Supplied entries:
________________

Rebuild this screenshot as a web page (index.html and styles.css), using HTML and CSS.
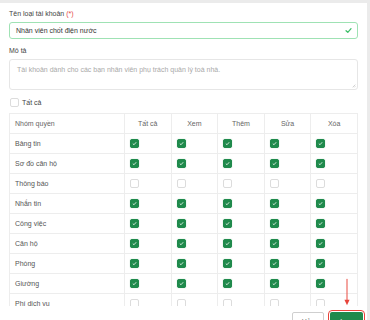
FILE: index.html
```html
<!DOCTYPE html>
<html lang="vi">
<head>
    <meta charset="UTF-8">
    <meta name="viewport" content="width=device-width, initial-scale=1.0">
    <title>Loại tài khoản</title>
    <link rel="stylesheet" href="styles.css">
</head>
<body>

<div class="modal">
    <div class="modal-body">
        <label class="field-label">Tên loại tài khoản <span class="required">(*)</span></label>
        <div class="input valid">
            <span>Nhân viên chốt điện nước</span>
            <svg class="valid-icon" viewBox="0 0 10 10"><path d="M1.5 5.3 L4 7.6 L8.6 2.4" fill="none" stroke="#3cbf68" stroke-width="1.8" stroke-linecap="round" stroke-linejoin="round"/></svg>
        </div>

        <label class="field-label gap">Mô tả</label>
        <div class="textarea">
            <span class="placeholder">Tài khoản dành cho các bạn nhân viên phụ trách quản lý toà nhà.</span>
            <svg class="resize" viewBox="0 0 6 6"><path d="M5 1 L1 5 M5 3.5 L3.5 5" stroke="#aaa" stroke-width="0.8"/></svg>
        </div>

        <div class="check-all">
            <span class="box"></span>
            <span>Tất cả</span>
        </div>

        <table class="perm-table">
            <colgroup>
                <col class="col-name">
                <col><col><col><col><col>
            </colgroup>
            <tr>
                <th class="name">Nhóm quyền</th>
                <th>Tất cả</th>
                <th>Xem</th>
                <th>Thêm</th>
                <th>Sửa</th>
                <th>Xóa</th>
            </tr>
            <tr><td class="name">Bảng tin</td><td><span class="box on"></span></td><td><span class="box on"></span></td><td><span class="box on"></span></td><td><span class="box on"></span></td><td><span class="box on"></span></td></tr>
            <tr><td class="name">Sơ đồ căn hộ</td><td><span class="box on"></span></td><td><span class="box on"></span></td><td><span class="box on"></span></td><td><span class="box on"></span></td><td><span class="box on"></span></td></tr>
            <tr><td class="name">Thông báo</td><td><span class="box"></span></td><td><span class="box"></span></td><td><span class="box"></span></td><td><span class="box"></span></td><td><span class="box"></span></td></tr>
            <tr><td class="name">Nhắn tin</td><td><span class="box on"></span></td><td><span class="box on"></span></td><td><span class="box on"></span></td><td><span class="box on"></span></td><td><span class="box on"></span></td></tr>
            <tr><td class="name">Công việc</td><td><span class="box on"></span></td><td><span class="box on"></span></td><td><span class="box on"></span></td><td><span class="box on"></span></td><td><span class="box on"></span></td></tr>
            <tr><td class="name">Căn hộ</td><td><span class="box on"></span></td><td><span class="box on"></span></td><td><span class="box on"></span></td><td><span class="box on"></span></td><td><span class="box on"></span></td></tr>
            <tr><td class="name">Phòng</td><td><span class="box on"></span></td><td><span class="box on"></span></td><td><span class="box on"></span></td><td><span class="box on"></span></td><td><span class="box on"></span></td></tr>
            <tr><td class="name">Giường</td><td><span class="box on"></span></td><td><span class="box on"></span></td><td><span class="box on"></span></td><td><span class="box on"></span></td><td><span class="box on"></span></td></tr>
            <tr><td class="name">Phí dịch vụ</td><td><span class="box"></span></td><td><span class="box"></span></td><td><span class="box"></span></td><td><span class="box"></span></td><td><span class="box"></span></td></tr>
            <tr><td class="name">Hóa đơn</td><td><span class="box"></span></td><td><span class="box"></span></td><td><span class="box"></span></td><td><span class="box"></span></td><td><span class="box"></span></td></tr>
        </table>
    </div>

    <div class="modal-footer">
        <button class="btn btn-cancel">Hủy</button>
        <button class="btn btn-save">Lưu</button>
        <svg class="arrow" viewBox="0 0 10 34"><path d="M5 0 V28" stroke="#e8433a" stroke-width="1.2"/><path d="M1.8 26 L5 33 L8.2 26 Z" fill="#e8433a"/></svg>
    </div>
</div>

</body>
</html>
```

FILE: styles.css
```css
body {
    margin: 0;
    background-color: #ebebeb;
    font-family: 'Liberation Sans', Arial, sans-serif;
    font-size: 7px;
    color: #444;
    overflow: hidden;
}
.modal {
    position: relative;
    margin: 3px 3px 0 0;
    height: 317px;
    background: white;
    display: flex;
    flex-direction: column;
    overflow: hidden;
}
.modal-body {
    flex-shrink: 0;
    height: 303px;
    overflow: hidden;
    padding: 6px 9px 0 9px;
    box-sizing: border-box;
}
.field-label {
    display: block;
    line-height: 10px;
    color: #444;
}
.field-label.gap {
    margin-top: 7px;
}
.required {
    color: #e5483f;
}
.input {
    margin-top: 3px;
    height: 17px;
    border: 1px solid #9fe2b4;
    border-radius: 3px;
    box-sizing: border-box;
    display: flex;
    align-items: center;
    justify-content: space-between;
    padding: 0 5px 0 6px;
    color: #333;
}
.valid-icon {
    width: 7px;
    height: 7px;
}
.textarea {
    position: relative;
    margin-top: 3px;
    height: 31px;
    border: 1px solid #e6e6e6;
    border-radius: 3px;
    box-sizing: border-box;
    padding: 5px 7px;
    line-height: 10px;
}
.placeholder {
    color: #a9a9a9;
}
.resize {
    position: absolute;
    right: 1px;
    bottom: 1px;
    width: 4px;
    height: 4px;
}
.check-all {
    margin-top: 7px;
    display: flex;
    align-items: center;
    gap: 3px;
    height: 10px;
    padding-left: 1px;
    color: #444;
}
.box {
    display: inline-block;
    width: 9px;
    height: 9px;
    border: 1px solid #dcdcdc;
    border-radius: 2px;
    box-sizing: border-box;
    background: white;
    vertical-align: middle;
}
.box.on {
    border-color: #1f8a4c;
    background-color: #1f8a4c;
    background-image: url("data:image/svg+xml,%3Csvg xmlns='http://www.w3.org/2000/svg' viewBox='0 0 10 10'%3E%3Cpath d='M2.6 5.2 L4.3 6.8 L7.4 3.2' fill='none' stroke='%23e8f5ec' stroke-width='1.2'/%3E%3C/svg%3E");
    background-size: 100% 100%;
    box-shadow: 0 0 1px rgba(31, 138, 76, 0.5);
}
.perm-table {
    margin-top: 6px;
    width: 349px;
    table-layout: fixed;
    border-collapse: collapse;
}
.col-name {
    width: 115px;
}
.perm-table th, .perm-table td {
    height: 20px;
    padding: 0 0 0 5px;
    border: 1px solid #ededed;
    box-sizing: border-box;
    text-align: left;
    font-weight: normal;
    color: #555;
}
.perm-table th {
    text-align: center;
    padding: 0;
    color: #666;
}
.perm-table th.name {
    text-align: left;
    padding-left: 5px;
}
.perm-table td .box {
    margin-top: -1px;
}
.modal-footer {
    flex: 1;
    display: flex;
    justify-content: flex-end;
    align-items: flex-start;
    gap: 6px;
    padding: 6px 4px 0 0;
}
.btn {
    flex-shrink: 0;
    height: 18px;
    font-family: 'Liberation Sans', Arial, sans-serif;
    font-size: 7px;
    border-radius: 2px;
    padding: 0;
    cursor: pointer;
}
.btn-cancel {
    width: 32px;
    background: white;
    border: 1px solid #cfcfcf;
    color: #666;
}
.btn-save {
    width: 33px;
    background: #1f8a4c;
    border: none;
    color: white;
    outline: 1px solid #e8433a;
    outline-offset: 1px;
}
.arrow {
    position: absolute;
    right: 16px;
    bottom: 11px;
    width: 8px;
    height: 33px;
}
```
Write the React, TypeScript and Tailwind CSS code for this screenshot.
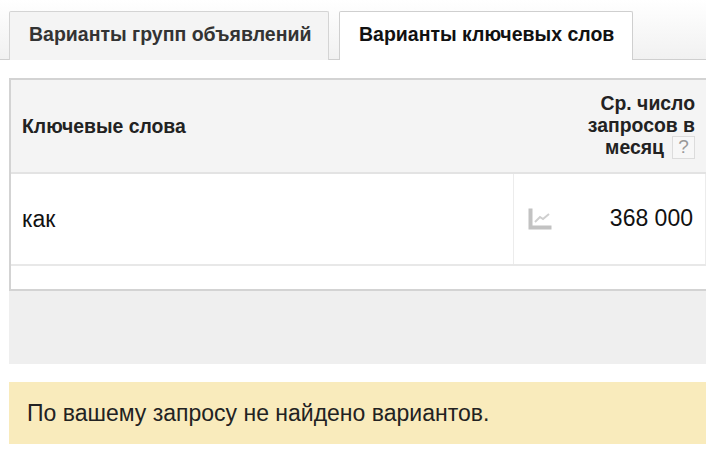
const TrendIcon = () => (
  <svg width="24" height="23" viewBox="0 0 24 23" className="shrink-0">
    <path d="M0.5 0.5h4v17h19v4h-23z" fill="#c2c2c2" />
    <path d="M7 14l5-5 3 2 6-5" fill="none" stroke="#cfcfcf" strokeWidth="2" />
  </svg>
)

const App = () => {
  return (
    <div className="w-[706px] h-[452px] overflow-hidden bg-white font-['Liberation_Sans',Arial,sans-serif] text-[#111]">
      <div className="h-[60px] bg-gradient-to-b from-white to-[#f1f1f1] border-b border-[#cfcfcf] flex items-end pl-[9px] gap-[10px]">
        <div className="w-[320px] h-[49px] -mb-px bg-[#f4f4f4] border border-b-0 border-[#d4d4d4] rounded-t-[2px] flex items-center pl-[19px] pb-[2px] text-[19.5px] font-bold text-[#333]">
          Варианты групп объявлений
        </div>
        <div className="w-[294px] h-[49px] -mb-px bg-white border border-b-0 border-[#cfcfcf] rounded-t-[2px] flex items-center pl-[19px] pb-[2px] text-[19.5px] font-bold">
          Варианты ключевых слов
        </div>
      </div>

      <div className="ml-[9px] mt-[18px] border-2 border-r-0 border-[#d3d3d3] h-[213px]">
        <div className="h-[94px] bg-[#f4f4f4] border-b-2 border-[#e3e3e3] flex items-center justify-between pl-[11px] pr-[11px]">
          <span className="text-[19.4px] font-bold text-[#222] pt-[2px]">Ключевые слова</span>
          <div className="w-[130px] text-right text-[19.4px] leading-[22px] font-bold text-[#222] pb-[2px]">
            Ср. число запросов в
            <div className="flex justify-end items-center gap-[8px]">
              месяц
              <span className="w-[23px] h-[23px] border border-[#dcdcdc] bg-[#f7f7f7] flex items-center justify-center text-[19px] font-normal text-[#999]">?</span>
            </div>
          </div>
        </div>
        <div className="h-[92px] border-b-2 border-[#e8e8e8] flex">
          <div className="w-[503px] border-r border-[#ececec] flex items-center pl-[11px] text-[23px]">как</div>
          <div className="flex-1 flex items-center justify-between pl-[14px] pr-[12px] border-r border-[#ececec]">
            <TrendIcon />
            <span className="text-[23px] pb-[2px]">368 000</span>
          </div>
        </div>
      </div>

      <div className="ml-[9px] h-[73px] bg-[#efefef]" />

      <div className="ml-[9px] mt-[18px] h-[62px] bg-[#f9ebbc] flex items-center pl-[18px] text-[23px] text-[#222]">
        По вашему запросу не найдено вариантов.
      </div>
    </div>
  )
}

export default App
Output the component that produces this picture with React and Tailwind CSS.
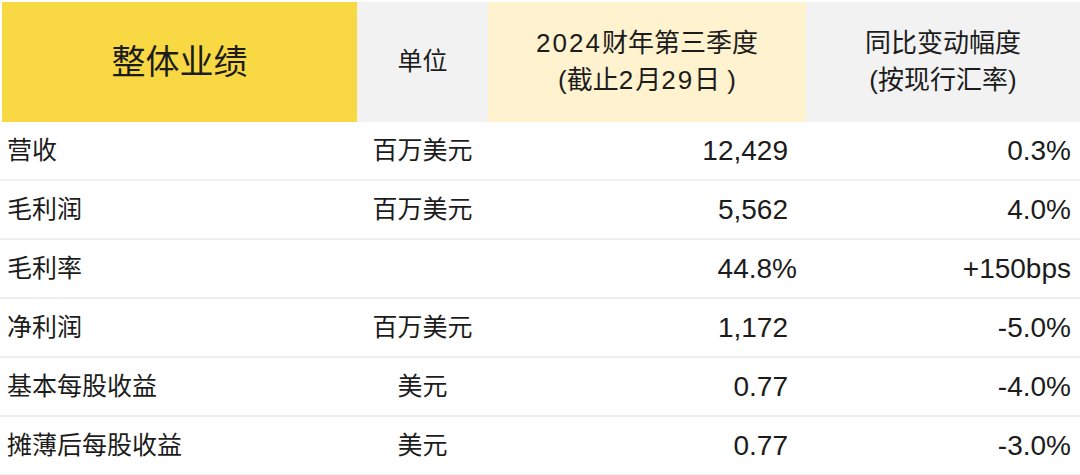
import React from "react"

const rows = [
  { name: "营收", unit: "百万美元", value: "12,429", change: "0.3%" },
  { name: "毛利润", unit: "百万美元", value: "5,562", change: "4.0%" },
  { name: "毛利率", unit: "", value: "44.8%", change: "+150bps", shift: true },
  { name: "净利润", unit: "百万美元", value: "1,172", change: "-5.0%" },
  { name: "基本每股收益", unit: "美元", value: "0.77", change: "-4.0%" },
  { name: "摊薄后每股收益", unit: "美元", value: "0.77", change: "-3.0%" },
]

const font = { fontFamily: '"Liberation Sans", "Noto Sans CJK SC", sans-serif' }

export default function App() {
  return (
    <div className="w-[1080px] h-[475px] overflow-hidden bg-white text-[#1c1c1c]" style={font}>
      {/* header */}
      <div className="grid grid-cols-[355px_131px_318px_274px] h-[122px] pt-[2px] pl-[2px]">
        <div className="bg-[#f8d944] flex items-center justify-center text-[34px]">整体业绩</div>
        <div className="bg-[#f2f2f2] flex items-center justify-center text-[25px]">单位</div>
        <div className="bg-[#fff2cf] flex flex-col items-center justify-center text-[26px] leading-[37px]">
          <div><span className="tracking-[2px]">2024</span>财年第三季度</div>
          <div>(截止<span className="tracking-[2px]">2</span>月<span className="tracking-[2px]">29</span>日 )</div>
        </div>
        <div className="bg-[#f2f2f2] flex flex-col items-center justify-center text-[26px] leading-[37px]">
          <div>同比变动幅度</div>
          <div>(按现行汇率)</div>
        </div>
      </div>

      {/* body */}
      {rows.map((r) => (
        <div
          key={r.name}
          className="grid grid-cols-[357px_131px_300px_292px] h-[59px] border-b-2 border-[#efefef] items-center text-[25px]"
        >
          <div className="pl-[7px]">{r.name}</div>
          <div className="text-center">{r.unit}</div>
          <div className={"text-right text-[28px] " + (r.shift ? "-mr-[9px]" : "")}>{r.value}</div>
          <div className="text-right pr-[9px] text-[28px]">{r.change}</div>
        </div>
      ))}
    </div>
  )
}
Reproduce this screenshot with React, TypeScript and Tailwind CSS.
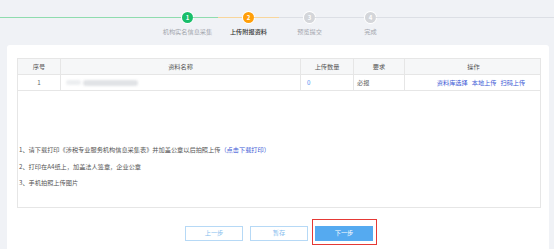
import React from 'react';

const steps = [
  { label: '机构实名信息采集', state: 'done' },
  { label: '上传附报资料', state: 'current' },
  { label: '预览提交', state: 'todo' },
  { label: '完成', state: 'todo' },
];

function Dot({ n, state }: { n: number; state: string }) {
  const bg =
    state === 'done' ? 'bg-[#19be6b]' : state === 'current' ? 'bg-[#ff9f0a]' : 'bg-[#d4d6da]';
  return (
    <div
      className={`w-[11px] h-[11px] shrink-0 rounded-full ${bg} ring-1 ring-white flex items-center justify-center text-white text-[6px] leading-none font-bold`}
    >
      {n}
    </div>
  );
}

const cols = 'grid grid-cols-[43px_240px_53px_51px_137px]';

export default function App() {
  return (
    <div
      className="w-[554px] h-[249px] overflow-hidden bg-[#f0f2f6]"
      style={{ fontFamily: '"Noto Sans CJK SC", "Noto Sans", sans-serif' }}
    >
      {/* step bar */}
      <div className="h-[45px]">
        <div className="flex items-center pt-[12px]">
          <div className="w-[182px] h-px bg-[#8fdcae]" />
          <Dot n={1} state="done" />
          <div className="w-[25px] h-px bg-[#8fdcae]" />
          <div className="w-[25px] h-px bg-[#f8d69c]" />
          <Dot n={2} state="current" />
          <div className="w-[25px] h-px bg-[#f8d69c]" />
          <div className="w-[25px] h-px bg-[#dcdfe5]" />
          <Dot n={3} state="todo" />
          <div className="w-[50px] h-px bg-[#dcdfe5]" />
          <Dot n={4} state="todo" />
          <div className="flex-1 h-px bg-[#dcdfe5]" />
        </div>
        <div className="flex mt-[5px] text-[6.2px] leading-[8px]">
          <div className="w-[157px]" />
          {steps.map((s) => (
            <div
              key={s.label}
              className={`w-[61px] text-center whitespace-nowrap ${
                s.state === 'current' ? 'text-[#333] font-medium' : 'text-[#a3a6ad]'
              }`}
            >
              {s.label}
            </div>
          ))}
        </div>
      </div>

      {/* card */}
      <div className="ml-[7px] w-[542px] h-[220px] bg-white rounded-[3px] pt-[13px] pl-[10px] pr-[8px]">
        <div className="border border-[#e6e6e6] text-[6.2px]">
          <div className={`${cols} h-[16px] bg-[#f6f7f8] text-[#555] border-b border-[#e6e6e6]`}>
            <div className="flex items-center justify-center border-r border-[#e6e6e6]">序号</div>
            <div className="flex items-center justify-center border-r border-[#e6e6e6]">资料名称</div>
            <div className="flex items-center justify-center border-r border-[#e6e6e6]">上传数量</div>
            <div className="flex items-center justify-center border-r border-[#e6e6e6]">要求</div>
            <div className="flex items-center justify-center">操作</div>
          </div>
          <div className={`${cols} h-[16px] text-[#666] border-b border-[#e6e6e6]`}>
            <div className="flex items-center justify-center border-r border-[#e6e6e6]">1</div>
            <div className="flex items-center gap-[2px] pl-[5px] border-r border-[#e6e6e6]">
              <div className="w-[15px] h-[5px] bg-[#eceef0] blur-[1px] rounded" />
              <div className="w-[55px] h-[6px] bg-[#e1e3e6] blur-[1px] rounded" />
            </div>
            <div className="flex items-center pl-[6px] text-[#4a8cf0] border-r border-[#e6e6e6]">0</div>
            <div className="flex items-center pl-[3px] border-r border-[#e6e6e6]">必报</div>
            <div className="flex items-center justify-center gap-[4px] pl-[15px] text-[#3c5ad6]">
              <span>资料库选择</span>
              <span>本地上传</span>
              <span>扫码上传</span>
            </div>
          </div>
          <div className="pt-[51px] pb-[15px] pl-[1px] text-[#555] leading-[16.5px]">
            <div>
              1、请下载打印《涉税专业服务机构信息采集表》并加盖公章以后拍照上传
              <span className="text-[#3c5ad6]">（点击下载打印）</span>
            </div>
            <div>2、打印在A4纸上，加盖法人签章，企业公章</div>
            <div>3、手机拍照上传图片</div>
          </div>
        </div>

        <div className="flex justify-center gap-[7px] mt-[18px] text-[6.2px]">
          <button className="w-[58px] h-[15px] border border-[#b6d9f6] text-[#86bdee] bg-white">
            上一步
          </button>
          <button className="w-[58px] h-[15px] border border-[#b6d9f6] text-[#86bdee] bg-white">
            暂存
          </button>
          <div className="relative">
            <button className="w-[58px] h-[15px] bg-[#55aaf0] text-white">下一步</button>
            <span className="absolute -left-[3px] -right-[4px] -top-[7px] -bottom-[4px] border border-[#e53935] pointer-events-none" />
          </div>
        </div>
      </div>
    </div>
  );
}
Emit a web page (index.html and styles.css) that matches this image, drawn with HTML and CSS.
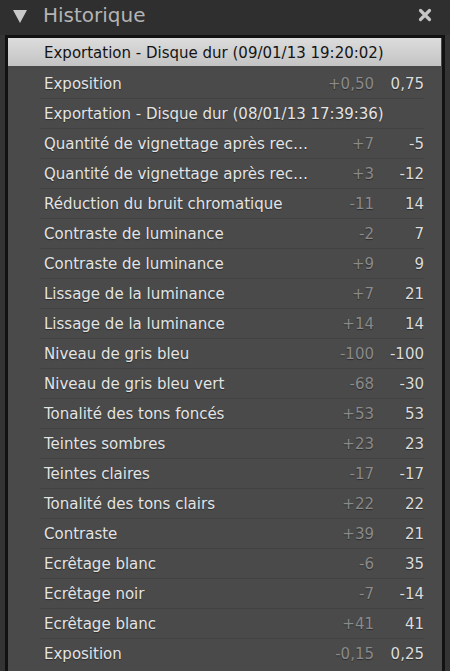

________________

Exactly the lines from the one with "Reproduce this screenshot" through the one with "const cols = 'grid" are to be reproduced, and no pictures with them.

Reproduce this screenshot with React, TypeScript and Tailwind CSS.
import React from 'react';

const steps = [
  { label: '机构实名信息采集', state: 'done' },
  { label: '上传附报资料', state: 'current' },
  { label: '预览提交', state: 'todo' },
  { label: '完成', state: 'todo' },
];

function Dot({ n, state }: { n: number; state: string }) {
  const bg =
    state === 'done' ? 'bg-[#19be6b]' : state === 'current' ? 'bg-[#ff9f0a]' : 'bg-[#d4d6da]';
  return (
    <div
      className={`w-[11px] h-[11px] shrink-0 rounded-full ${bg} ring-1 ring-white flex items-center justify-center text-white text-[6px] leading-none font-bold`}
    >
      {n}
    </div>
  );
}

const cols = 'grid grid-cols-[43px_240px_53px_51px_137px]';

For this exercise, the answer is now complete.